While the threats to wildlife in areas of conflict are considerable, and include habitat loss, subsistence hunting and overgrazing, the illegal trade in exotic species is quite possibly the greatest threat of all. The world's greatest consumers of this trade are found in the U.S. and China.

Currently, the illegal and unregulated trade in exotic wildlife is big business. It is estimated to be over $18 billion annually, second only to the trade in drugs and firearms.

The WCS-US military partnership has made great strides in the effort to combat this trade. It has been accomplished through educational efforts, such as the Department of Defense, Natural Resources Legacy Program.

The program educates troops before deployment, not only about the collection of exotic species, but also about the dangers of the venomous snakes, scorpions and spiders that may be encountered in theatre.

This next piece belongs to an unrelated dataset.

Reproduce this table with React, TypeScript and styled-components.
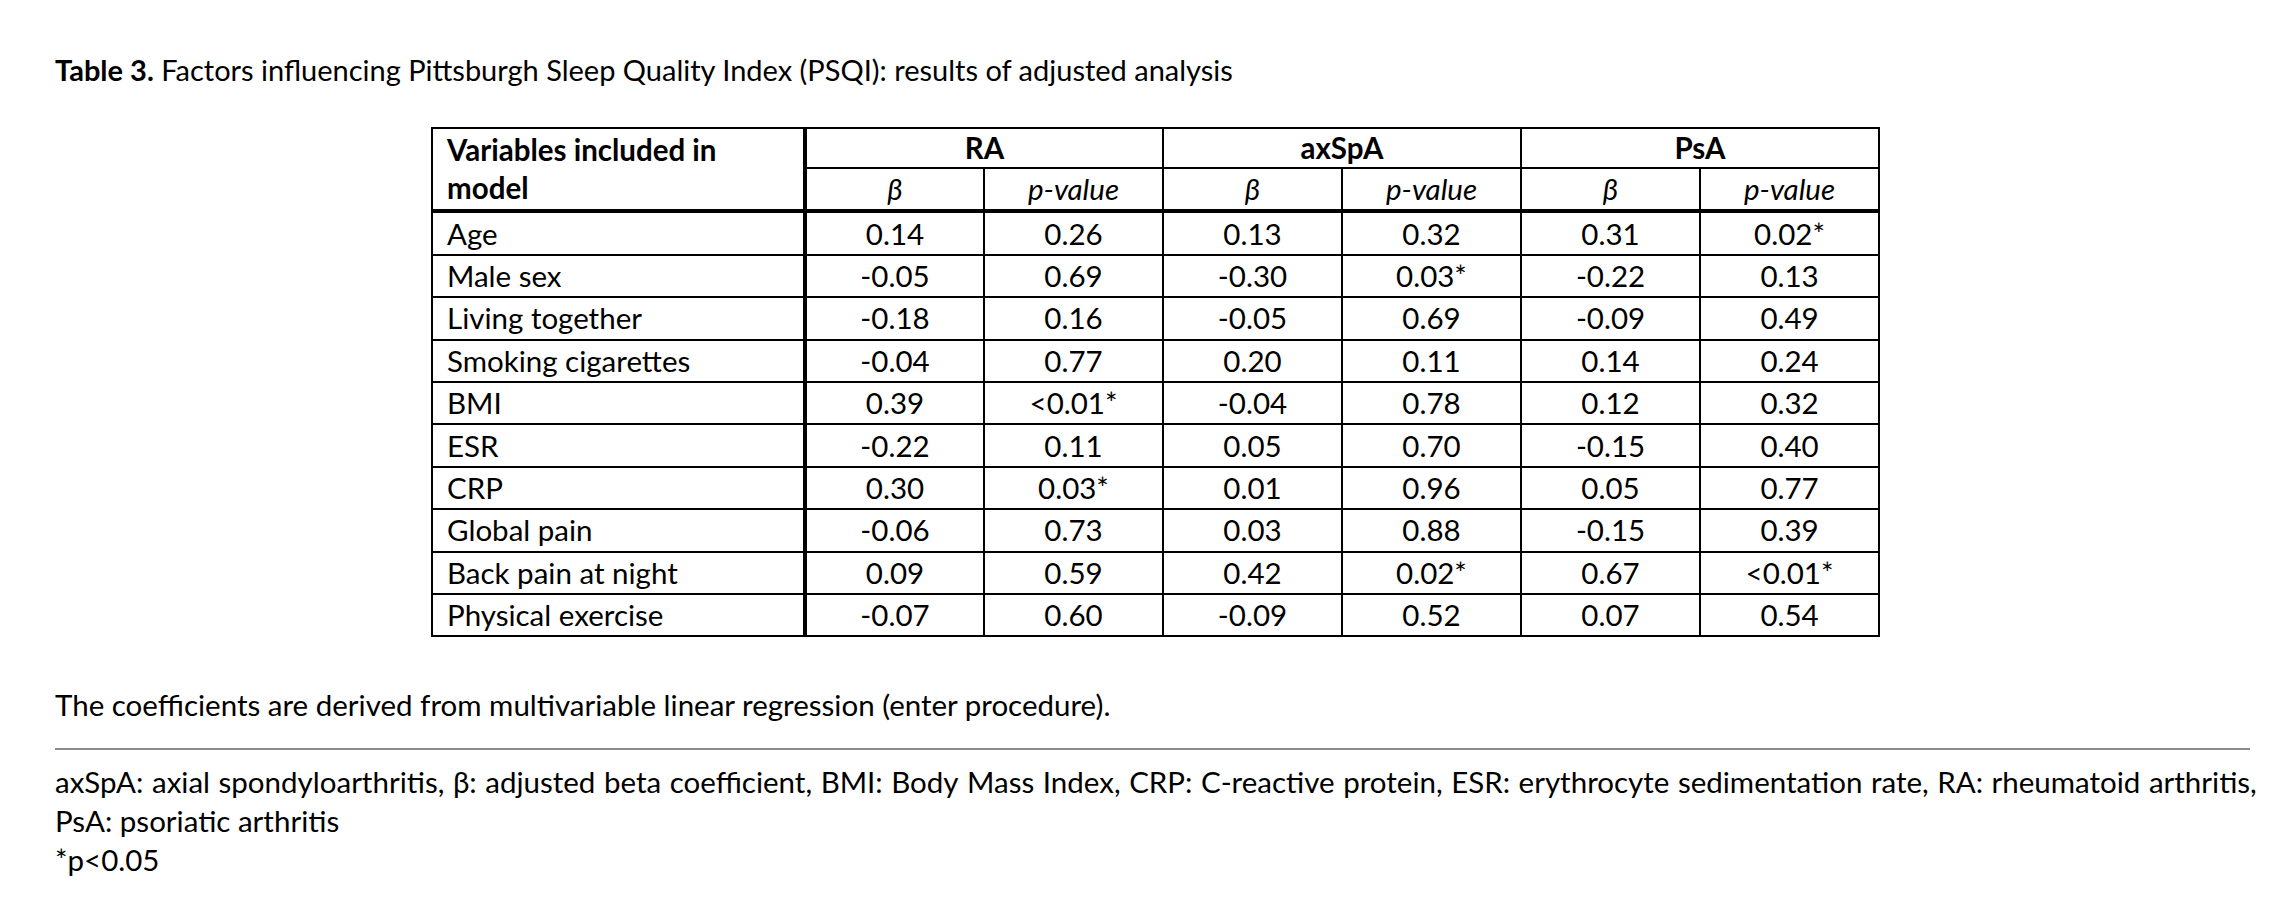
import React from 'react';
import styled, { createGlobalStyle } from 'styled-components';

const GlobalStyle = createGlobalStyle`
  html, body {
    margin: 0;
    padding: 0;
    background: #ffffff;
  }
  body {
    font-family: Lato, "Liberation Sans", sans-serif;
    color: #000000;
  }
`;

const Page = styled.div`
  width: 2285px;
  height: 910px;
  box-sizing: border-box;
  padding: 53px 28px 0 55px;
  font-size: 29.5px;
`;

const Caption = styled.div`
  font-size: 29px;
  line-height: 34px;
  height: 34px;
  white-space: nowrap;

  b {
    font-weight: 700;
  }
`;

const TableWrap = styled.div`
  margin: 40px 0 0 376px;
`;

const Grid = styled.table`
  border-collapse: collapse;
  table-layout: fixed;
  width: 1449px;
  border: 2px solid #000;
`;

const Cell = styled.td<{ $align?: 'left' | 'center'; $thickLeft?: boolean; $thickBottom?: boolean }>`
  border: 2px solid #000;
  border-left-width: ${(p) => (p.$thickLeft ? '4px' : '2px')};
  border-bottom-width: ${(p) => (p.$thickBottom ? '4px' : '2px')};
  padding: 0 14px;
  text-align: ${(p) => p.$align ?? 'center'};
  vertical-align: middle;
  height: 40.4px;
  line-height: 34px;
  white-space: nowrap;
`;

const HeadCell = styled(Cell)`
  font-weight: 700;
  height: 38px;
`;

const LabelHead = styled.th`
  border: 2px solid #000;
  border-bottom-width: 4px;
  padding: 0 14px;
  text-align: left;
  vertical-align: middle;
  font-weight: 700;
  line-height: 38px;
`;

const SubCell = styled(Cell)`
  font-style: italic;
  font-weight: 400;
`;

const Note = styled.p`
  margin: 49px 0 0;
  line-height: 38px;
`;

const Rule = styled.hr`
  margin: 24px 7px 0 0;
  border: none;
  border-top: 2px solid #8a8a8a;
  height: 0;
`;

const Abbrev = styled.div`
  margin-top: 13px;
  line-height: 38px;
`;

const Justified = styled.div`
  white-space: nowrap;
  display: flex;
  justify-content: space-between;
`;

const Line = styled.div`
  line-height: 39px;
`;

type Row = [string, string, string, string, string, string, string];

const rows: Row[] = [
  ['Age', '0.14', '0.26', '0.13', '0.32', '0.31', '0.02*'],
  ['Male sex', '-0.05', '0.69', '-0.30', '0.03*', '-0.22', '0.13'],
  ['Living together', '-0.18', '0.16', '-0.05', '0.69', '-0.09', '0.49'],
  ['Smoking cigarettes', '-0.04', '0.77', '0.20', '0.11', '0.14', '0.24'],
  ['BMI', '0.39', '<0.01*', '-0.04', '0.78', '0.12', '0.32'],
  ['ESR', '-0.22', '0.11', '0.05', '0.70', '-0.15', '0.40'],
  ['CRP', '0.30', '0.03*', '0.01', '0.96', '0.05', '0.77'],
  ['Global pain', '-0.06', '0.73', '0.03', '0.88', '-0.15', '0.39'],
  ['Back pain at night', '0.09', '0.59', '0.42', '0.02*', '0.67', '<0.01*'],
  ['Physical exercise', '-0.07', '0.60', '-0.09', '0.52', '0.07', '0.54'],
];

const groups = ['RA', 'axSpA', 'PsA'];

const abbrevWords =
  'axSpA: axial spondyloarthritis, β: adjusted beta coefficient, BMI: Body Mass Index, CRP: C-reactive protein, ESR: erythrocyte sedimentation rate, RA: rheumatoid arthritis,'.split(
    ' '
  );

const App: React.FC = () => {
  return (
    <Page>
      <GlobalStyle />
      <Caption>
        <b>Table 3.</b> Factors influencing Pittsburgh Sleep Quality Index (PSQI): results of adjusted analysis
      </Caption>

      <TableWrap>
        <Grid>
          <colgroup>
            <col style={{ width: 373 }} />
            {Array.from({ length: 6 }).map((_, i) => (
              <col key={i} style={{ width: 179 }} />
            ))}
          </colgroup>
          <thead>
            <tr>
              <LabelHead rowSpan={2}>
                Variables included in
                <br />
                model
              </LabelHead>
              {groups.map((g, i) => (
                <HeadCell as="th" key={g} colSpan={2} $thickLeft={i === 0}>
                  {g}
                </HeadCell>
              ))}
            </tr>
            <tr>
              {groups.map((g, i) => (
                <React.Fragment key={g}>
                  <SubCell as="th" $thickLeft={i === 0} $thickBottom>
                    β
                  </SubCell>
                  <SubCell as="th" $thickBottom>
                    p-value
                  </SubCell>
                </React.Fragment>
              ))}
            </tr>
          </thead>
          <tbody>
            {rows.map((r) => (
              <tr key={r[0]}>
                <Cell $align="left">{r[0]}</Cell>
                {r.slice(1).map((v, i) => (
                  <Cell key={i} $thickLeft={i === 0}>
                    {v}
                  </Cell>
                ))}
              </tr>
            ))}
          </tbody>
        </Grid>
      </TableWrap>

      <Note>The coefficients are derived from multivariable linear regression (enter procedure).</Note>
      <Rule />
      <Abbrev>
        <Justified>
          {abbrevWords.map((w, i) => (
            <span key={i}>{w}</span>
          ))}
        </Justified>
        <Line>PsA: psoriatic arthritis</Line>
        <Line>*p&lt;0.05</Line>
      </Abbrev>
    </Page>
  );
};

export default App;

It also works with Military Police Training and with the cadets at West Point.

Troops are also advised that such illegal trade may also be funding the very insurgents they are battling. In the Middle East, endangered species such as snow leopards, Asiatic cheetahs or a Saker falcon can fetch upwards of $20,000. That kind of money can produce a lot of IEDs, the improvised explosive devices that are used as roadside bombs.

It is just this type of knowledge, and science-based approach, that has made the WCS approach so effective in saving wildlife and saving people. It is no wonder that they recently received a two-year contract with the U.S. Army for pre-deployment training.

Next in line, WCS hopes, is the Navy. As Kretser explained, "They see a lot more ports than the Army."